Camden Yards’ location in the heart of downtown also allowed the MSA to incorporate much of the city infrastructure that was already there, including the Camden train station on the opposite side of the warehouse.
“This idea of Eutaw Street as an extension of the urban environment and something that would be open every day and contribute to the vitality of downtown was very important to us, both civically and from an urban design perspective, but also important in terms of thinking about how to make Camden Yards feel welcome,” said Janet Marie Smith, the Orioles’ former vice president of planning and development who oversaw the project.
Though Smith, now employed by the Los Angeles Dodgers, and the Baltimore-based design firm she co-founded, Canopy Team, aren’t currently involved in the upcoming renovations, the club brought her back from 2009 to 2012 to handle the most recent round of stadium upgrades.
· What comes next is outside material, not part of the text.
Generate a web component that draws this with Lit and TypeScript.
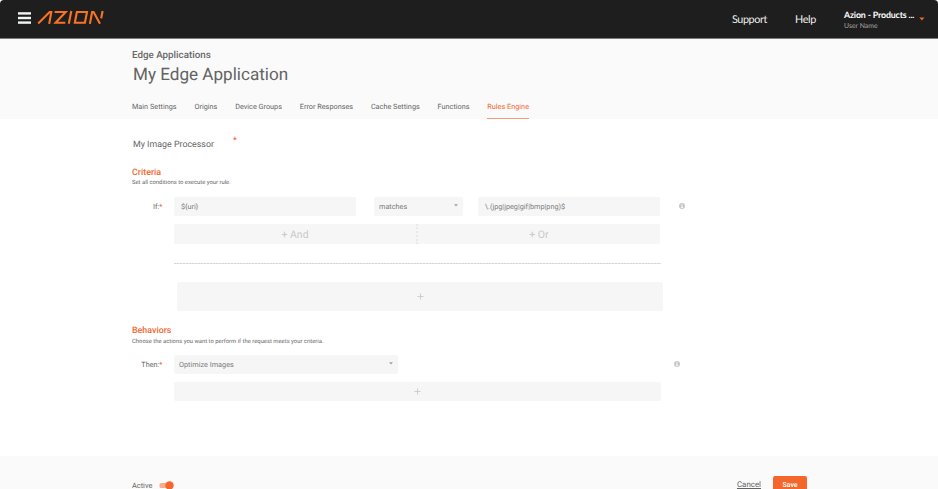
import { LitElement, html, css } from "lit";
import { customElement, property } from "lit/decorators.js";
import { classMap } from "lit/directives/class-map.js";

const TABS = [
  "Main Settings",
  "Origins",
  "Device Groups",
  "Error Responses",
  "Cache Settings",
  "Functions",
  "Rules Engine",
];

@customElement("azion-header")
class AzionHeader extends LitElement {
  static styles = css`
    :host {
      display: block;
      font-family: Lato, sans-serif;
    }
    .bar {
      box-sizing: border-box;
      height: 39px;
      display: flex;
      align-items: flex-start;
      background: #1e1e1e;
      border-bottom: 1px solid #7b7b7b;
      border-radius: 4px 4px 0 0;
      color: #f0f0f0;
    }
    .menu {
      width: 13px;
      height: 12px;
      margin: 12px 0 0 18px;
    }
    .logo {
      width: 68px;
      height: 16px;
      margin: 9px 0 0 6px;
    }
    .link {
      font-size: 10.8px;
      letter-spacing: -0.4px;
      line-height: 16px;
      margin-top: 12px;
      white-space: nowrap;
    }
    .support {
      width: 63px;
      margin-left: auto;
    }
    .help {
      width: 49px;
    }
    .account {
      width: 75px;
      margin-top: 8px;
      white-space: nowrap;
    }
    .name {
      font-size: 8.8px;
      letter-spacing: -0.15px;
      font-weight: 700;
      line-height: 13px;
      color: #fff;
    }
    .user {
      font-size: 6.9px;
      line-height: 9px;
      margin-top: 1px;
      color: #a5a5a5;
    }
    .caret {
      width: 6px;
      height: 4px;
      margin: 17px 13px 0 0;
    }
  `;

  render() {
    return html`
      <header class="bar">
        <svg class="menu" viewBox="0 0 13 12" fill="#f1f5f3">
          <rect y="0.2" width="13" height="2.4" />
          <rect y="4.8" width="13" height="2.4" />
          <rect y="9.4" width="13" height="2.4" />
        </svg>
        <svg class="logo" viewBox="37 9 68 16" fill="none" stroke="#f87424" stroke-width="2.1">
          <path d="M38.2 23.6 L49.6 12 H51.3 L49.2 23.9" />
          <path d="M54.6 12 H65.7 L55.6 22.8 H65.3" />
          <path d="M71.3 11 L68.8 23.8" />
          <path d="M76.9 12 H87 L84.9 22.8 H74.8 Z" />
          <path d="M89.9 23.9 L92.1 12 H93.6 L100 23.7" />
          <path d="M102.6 11 L101.2 18.4" />
        </svg>
        <span class="link support">Support</span>
        <span class="link help">Help</span>
        <div class="account">
          <div class="name">Azion - Products ...</div>
          <div class="user">User Name</div>
        </div>
        <svg class="caret" viewBox="0 0 6 4" fill="#f4662b"><path d="M0.4 0.6H5.4L2.9 3.5Z" /></svg>
      </header>
    `;
  }
}

@customElement("info-dot")
class InfoDot extends LitElement {
  static styles = css`
    :host {
      display: block;
      width: 6px;
      height: 6px;
    }
    svg {
      display: block;
    }
  `;

  render() {
    return html`<svg width="6" height="6" viewBox="0 0 6 6">
      <circle cx="3" cy="3" r="3" fill="#c8c8c8" />
      <path d="M2.5 1.1H3.5V1.8H2.5Z M2.2 2.4H3.5V4.3H3.9V4.9H2.1V4.3H2.5V3H2.2Z" fill="#fff" />
    </svg>`;
  }
}

@customElement("add-bar")
class AddBar extends LitElement {
  static styles = css`
    :host {
      display: flex;
      align-items: center;
      justify-content: center;
      background: #f6f6f6;
      border-radius: 2px;
    }
    svg {
      display: block;
    }
  `;

  render() {
    return html`<svg width="7" height="7" viewBox="0 0 7 7" stroke="#cbcbcb" stroke-width="0.9">
      <path d="M3.5 0.4V6.6M0.4 3.5H6.6" />
    </svg>`;
  }
}

@customElement("field-box")
class FieldBox extends LitElement {
  @property() value = "";
  @property({ type: Boolean }) select = false;

  static styles = css`
    :host {
      box-sizing: border-box;
      height: 19px;
      display: flex;
      align-items: center;
      justify-content: space-between;
      background: #f6f6f6;
      border-radius: 2px;
      font-size: 7.3px;
      color: #7c7c7c;
      white-space: nowrap;
    }
    svg {
      display: block;
      margin-bottom: 2px;
    }
  `;

  render() {
    return html`<span>${this.value}</span>${this.select
        ? html`<svg width="4" height="3" viewBox="0 0 4 3" fill="#a0a0a0"><path d="M0 0.3H4L2 2.5Z" /></svg>`
        : ""}`;
  }
}

@customElement("app-root")
class AppRoot extends LitElement {
  static styles = css`
    :host {
      display: flex;
      flex-direction: column;
      height: 489px;
      overflow: hidden;
      background: #fff;
      font-family: Roboto, sans-serif;
      color: #666;
      text-rendering: geometricPrecision;
    }
    .top {
      box-sizing: border-box;
      height: 80px;
      padding: 10px 0 0 132px;
      background: #fafafa;
      flex: none;
    }
    .crumb {
      font-size: 9.8px;
      line-height: 13px;
      font-weight: 500;
      color: #686868;
    }
    .title {
      margin: 1px 0 0 1px;
      font-size: 17.1px;
      line-height: 25px;
      font-weight: 400;
      color: #636363;
    }
    .tabs {
      display: flex;
      gap: 17.8px;
      margin-top: 12px;
      font-size: 7.3px;
      line-height: 13px;
      white-space: nowrap;
    }
    .tab {
      height: 18px;
    }
    .tab.active {
      color: #f4662f;
      border-bottom: 1px solid #f79a78;
    }
    .main {
      height: 337px;
      flex: none;
      display: flex;
      flex-direction: column;
      padding-left: 132px;
    }
    .rule {
      display: flex;
      height: 16px;
      margin: 18px 0 0 1px;
      font-size: 8.85px;
      line-height: 16px;
    }
    .rule .star {
      margin-left: 19px;
      line-height: 9px;
      font-size: 9px;
    }
    .star {
      color: #f0552f;
    }
    h2 {
      margin: 14px 0 0;
      font-size: 8.9px;
      line-height: 12px;
      font-weight: 500;
      color: #f4662f;
    }
    .hint {
      font-size: 5.87px;
      line-height: 9px;
    }
    .row {
      display: flex;
      align-items: center;
      height: 19px;
    }
    .label {
      width: 30.5px;
      margin-right: 11.5px;
      text-align: right;
      font-size: 7.3px;
      white-space: nowrap;
    }
    .conditions {
      margin-top: 9px;
    }
    .uri {
      width: 182px;
      padding: 0 7px;
    }
    .operator {
      width: 89px;
      margin: 0 15px 0 18px;
      padding: 0 5px;
    }
    .pattern {
      width: 182px;
      padding: 0 7px;
    }
    .row info-dot {
      margin-left: 19px;
      margin-bottom: 1px;
    }
    .joins {
      display: grid;
      grid-template-columns: 242px 244px;
      height: 20px;
      margin: 8px 0 0 42px;
      font-size: 10.5px;
      color: #c9c9c9;
    }
    .join {
      box-sizing: border-box;
      display: flex;
      align-items: center;
      justify-content: center;
      background: #f6f6f6;
      border-radius: 2px 0 0 2px;
    }
    .join + .join {
      border-left: 2px dotted #e9e9e9;
      border-radius: 0 2px 2px 0;
    }
    .divider {
      width: 487px;
      height: 1px;
      margin: 19px 0 0 42px;
      background: repeating-linear-gradient(90deg, #d6d6d6 0 2px, #e6e6e6 2px 3px);
    }
    .add-criteria {
      width: 486px;
      height: 29px;
      margin: 18px 0 0 45px;
    }
    .behaviors {
      margin-top: 14px;
    }
    .hint.lower {
      padding-top: 1px;
    }
    .action {
      width: 224px;
      padding: 0 5px;
    }
    .action-row {
      margin-top: 8px;
    }
    .row.action-row info-dot {
      margin-left: 276px;
      margin-bottom: 2px;
    }
    .add-behavior {
      width: 487px;
      height: 19px;
      margin: 8px 0 0 42px;
    }
    .footer {
      box-sizing: border-box;
      flex: 1;
      display: flex;
      align-items: flex-start;
      padding: 20px 131px 0 132px;
      background: #fafafa;
      font-size: 7.4px;
      line-height: 19px;
    }
    .toggle {
      width: 15px;
      height: 9px;
      margin: 5px 0 0 7px;
    }
    .cancel {
      margin: -1px 12px 0 auto;
      font-size: 7.9px;
      text-decoration: underline;
      text-underline-offset: 1px;
      color: #636363;
    }
    .save {
      width: 34px;
      height: 20px;
      background: #f4662b;
      border-radius: 2px;
      color: #fff;
      text-align: center;
      font-weight: 500;
      font-size: 7px;
    }
  `;

  render() {
    return html`
      <azion-header></azion-header>
      <section class="top">
        <div class="crumb">Edge Applications</div>
        <div class="title">My Edge Application</div>
        <nav class="tabs">
          ${TABS.map(
            (tab) => html`<span class=${classMap({ tab: true, active: tab === "Rules Engine" })}>${tab}</span>`
          )}
        </nav>
      </section>
      <main class="main">
        <div class="rule"><span>My Image Processor</span><span class="star">*</span></div>
        <h2>Criteria</h2>
        <div class="hint">Set all conditions to execute your rule.</div>
        <div class="row conditions">
          <span class="label">If:<span class="star">*</span></span>
          <field-box class="uri" .value=${"${uri}"}></field-box>
          <field-box class="operator" value="matches" select></field-box>
          <field-box class="pattern" .value=${"\\.(jpg|jpeg|gif|bmp|png)$"}></field-box>
          <info-dot></info-dot>
        </div>
        <div class="joins">
          <span class="join">+ And</span>
          <span class="join">+ Or</span>
        </div>
        <div class="divider"></div>
        <add-bar class="add-criteria"></add-bar>
        <h2 class="behaviors">Behaviors</h2>
        <div class="hint lower">Choose the actions you want to perform if the request meets your criteria.</div>
        <div class="row action-row">
          <span class="label">Then:<span class="star">*</span></span>
          <field-box class="action" value="Optimize Images" select></field-box>
          <info-dot></info-dot>
        </div>
        <add-bar class="add-behavior"></add-bar>
      </main>
      <footer class="footer">
        <span>Active</span>
        <svg class="toggle" viewBox="0 0 15 9">
          <rect x="0.5" y="2" width="12" height="5" rx="1.5" fill="#f9ab8d" />
          <circle cx="10.5" cy="4.5" r="4.2" fill="#f4662b" />
        </svg>
        <span class="cancel">Cancel</span>
        <span class="save">Save</span>
      </footer>
    `;
  }
}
She has seen the downtown area grow immensely around the ballpark and believes there is room for more as Rubenstein works to negotiate a development rights agreement for the state-owned lots around the ballpark.
“I think downtown in general would so benefit from many of the vacant office buildings being converted into residential, from having more ground-level, street-level retail, from having some of the snaggletooth empty lots filled in, absolutely,” Smith said. “And could Camden Yards play a role in that? Absolutely. So, I think that’s probably the hope for the next chapter is that there is more to be done on that front.”